Song by Romeo Santos with Lápiz Conciente

from the album Formula, Vol. 3
- Released: September 1, 2022 (album release)
- Genre: Hip hop; contemporary R&B;
- Length: 2:57
- Label: Sony Latin
- Songwriter: Anthony "Romeo" Santos
- Producers: Anthony "Romeo" Santos; Mate Traxx;

= Culpable (song) =

2022 song by Romeo Santos

"Culpable" (English: "Guilty") is a song by American singer Romeo Santos and Dominican rapper Lápiz Conciente. It is the eighteenth track of Santos' fifth studio album Formula, Vol. 3 (2022). The song uses the instrumentals from Luniz's I Got 5 On It.

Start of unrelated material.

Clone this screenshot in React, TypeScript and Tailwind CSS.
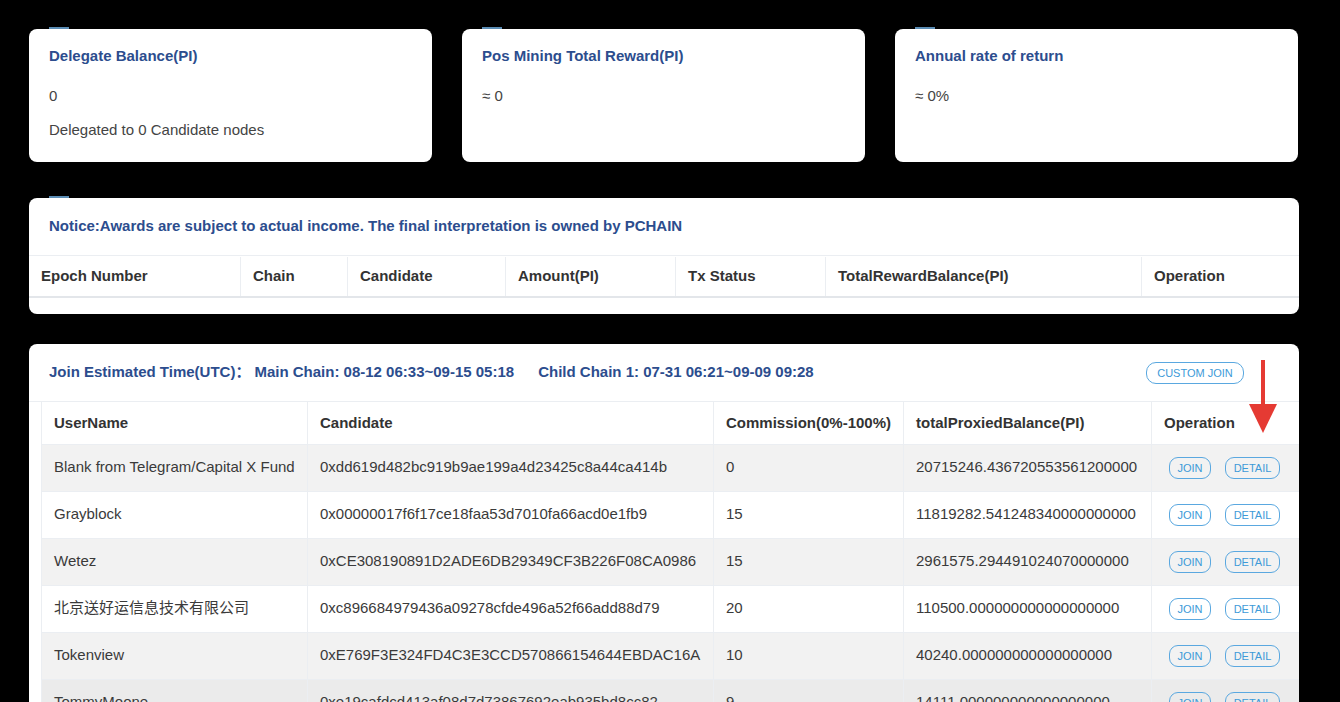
import React from "react";

const summaryCards = [
  { title: "Delegate Balance(PI)", lines: ["0", "Delegated to 0 Candidate nodes"] },
  { title: "Pos Mining Total Reward(PI)", lines: ["≈ 0"] },
  { title: "Annual rate of return", lines: ["≈ 0%"] },
];

const rewardCols = [
  { label: "Epoch Number", w: "w-[212px]" },
  { label: "Chain", w: "w-[107px]" },
  { label: "Candidate", w: "w-[158px]" },
  { label: "Amount(PI)", w: "w-[170px]" },
  { label: "Tx Status", w: "w-[150px]" },
  { label: "TotalRewardBalance(PI)", w: "w-[316px]" },
  { label: "Operation", w: "w-[157px]" },
];

const nodes = [
  { name: "Blank from Telegram/Capital X Fund", addr: "0xdd619d482bc919b9ae199a4d23425c8a44ca414b", fee: "0", bal: "20715246.436720553561200000" },
  { name: "Grayblock", addr: "0x00000017f6f17ce18faa53d7010fa66acd0e1fb9", fee: "15", bal: "11819282.541248340000000000" },
  { name: "Wetez", addr: "0xCE308190891D2ADE6DB29349CF3B226F08CA0986", fee: "15", bal: "2961575.294491024070000000" },
  { name: "北京送好运信息技术有限公司", addr: "0xc896684979436a09278cfde496a52f66add88d79", fee: "20", bal: "110500.000000000000000000" },
  { name: "Tokenview", addr: "0xE769F3E324FD4C3E3CCD570866154644EBDAC16A", fee: "10", bal: "40240.000000000000000000" },
  { name: "TommyMoone", addr: "0xe19cafdcd413af08d7d73867692eab935bd8cc82", fee: "9", bal: "14111.000000000000000000" },
];

function Tab() {
  return <div className="absolute -top-[2px] left-[20px] h-[2px] w-[20px] bg-[#5b8db5]" />;
}

function PillButton({ label, className }: { label: string; className?: string }) {
  return (
    <button
      className={`h-[22px] rounded-[9px] border border-[#5aa8e0] text-[11px] font-normal leading-[20px] text-[#3d9ad8] ${className ?? ""}`}
    >
      {label}
    </button>
  );
}

export default function App() {
  return (
    <div className="h-[702px] w-[1340px] overflow-hidden bg-black font-['Liberation_Sans','Noto_Sans_CJK_SC',sans-serif] text-[#333]">
      <div className="ml-[29px] w-[1270px] pt-[29px]">
        <div className="flex gap-[30px]">
          {summaryCards.map((c) => (
            <div key={c.title} className="relative h-[133px] w-[403px] rounded-[8px] bg-white px-[20px] pt-[17px]">
              <Tab />
              <div className="text-[15px] font-bold leading-[20px] text-[#2c4d8e]">{c.title}</div>
              <div className="mt-[20px] text-[15px] leading-[20px] text-[#444]">{c.lines[0]}</div>
              {c.lines[1] && <div className="mt-[14px] text-[15px] leading-[20px] text-[#444]">{c.lines[1]}</div>}
            </div>
          ))}
        </div>

        <div className="relative mt-[36px] h-[116px] rounded-[8px] bg-white">
          <Tab />
          <div className="flex h-[57px] items-center px-[20px] text-[15px] font-bold text-[#2c4d8e]">
            Notice:Awards are subject to actual income. The final interpretation is owned by PCHAIN
          </div>
          <div className="flex h-[43px] border-y border-b-2 border-t-[#ebeef2] border-b-[#e3e6ea] pt-[1px]">
            {rewardCols.map((c, i) => (
              <div
                key={c.label}
                className={`${c.w} flex items-center px-[12px] text-[15px] font-bold text-[#333] ${i < rewardCols.length - 1 ? "border-r border-[#ebeef2]" : ""}`}
              >
                {c.label}
              </div>
            ))}
          </div>
        </div>

        <div className="relative mt-[30px] h-[400px] overflow-hidden rounded-t-[8px] bg-white">
          <Tab />
          <div className="flex h-[57px] items-center px-[20px] text-[15px] font-bold text-[#2c4d8e]">
            <span>Join Estimated Time(UTC)：</span>
            <span className="ml-[4px]">Main Chain: 08-12 06:33~09-15 05:18</span>
            <span className="ml-[24px]">Child Chain 1: 07-31 06:21~09-09 09:28</span>
            <PillButton label="CUSTOM JOIN" className="ml-auto mr-[35px] w-[98px] rounded-[10px]" />
          </div>
          <div className="border-t border-[#ebeef2] pl-[12px]">
            <table className="w-[1270px] table-fixed border-collapse text-left">
              <colgroup>
                <col className="w-[266px]" />
                <col className="w-[406px]" />
                <col className="w-[190px]" />
                <col className="w-[248px]" />
                <col className="w-[160px]" />
              </colgroup>
              <thead>
                <tr className="h-[42px]">
                  {["UserName", "Candidate", "Commission(0%-100%)", "totalProxiedBalance(PI)", "Operation"].map((h) => (
                    <th key={h} className="border-x border-b border-[#ebeef2] px-[12px] text-[15px] font-bold">
                      {h}
                    </th>
                  ))}
                </tr>
              </thead>
              <tbody>
                {nodes.map((n, i) => (
                  <tr
                    key={n.addr}
                    className={`h-[47px] text-[15px] text-[#3a3a3a] ${i === 5 ? "bg-[#ebebeb]" : i % 2 === 0 ? "bg-[#f2f2f2]" : "bg-white"}`}
                  >
                    <td className="border-x border-b border-[#ebeef2] px-[12px]">{n.name}</td>
                    <td className="border-x border-b border-[#ebeef2] px-[12px]">{n.addr}</td>
                    <td className="border-x border-b border-[#ebeef2] px-[12px]">{n.fee}</td>
                    <td className="border-x border-b border-[#ebeef2] px-[12px]">{n.bal}</td>
                    <td className="border-x border-b border-[#ebeef2] px-[17px]">
                      <div className="flex gap-[14px]">
                        <PillButton label="JOIN" className="w-[42px]" />
                        <PillButton label="DETAIL" className="w-[55px]" />
                      </div>
                    </td>
                  </tr>
                ))}
              </tbody>
            </table>
          </div>

          <svg className="absolute left-[1219px] top-[16px]" width="30" height="74" viewBox="0 0 30 74">
            <line x1="15" y1="0" x2="15" y2="48" stroke="#e53a33" strokeWidth="4" />
            <polygon points="1,44 29,44 15,73" fill="#e53a33" />
          </svg>
        </div>
      </div>
    </div>
  );
}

A teaser trailer for the music video was released on September 2, 2022, but the music video has not been released yet.

==Charts==

Chart performance for "Culpable"
| Chart (2022) | Peak position |
|---|---|
| Dominican Republic General (Monitor Latino) | 5 |

== Certifications ==

Certifications for "Culpable"
| Region | Certification | Certified units/sales |
| United States (RIAA) | Gold (Latin) | 30,000^{‡} |
^{‡} Sales+streaming figures based on certification alone.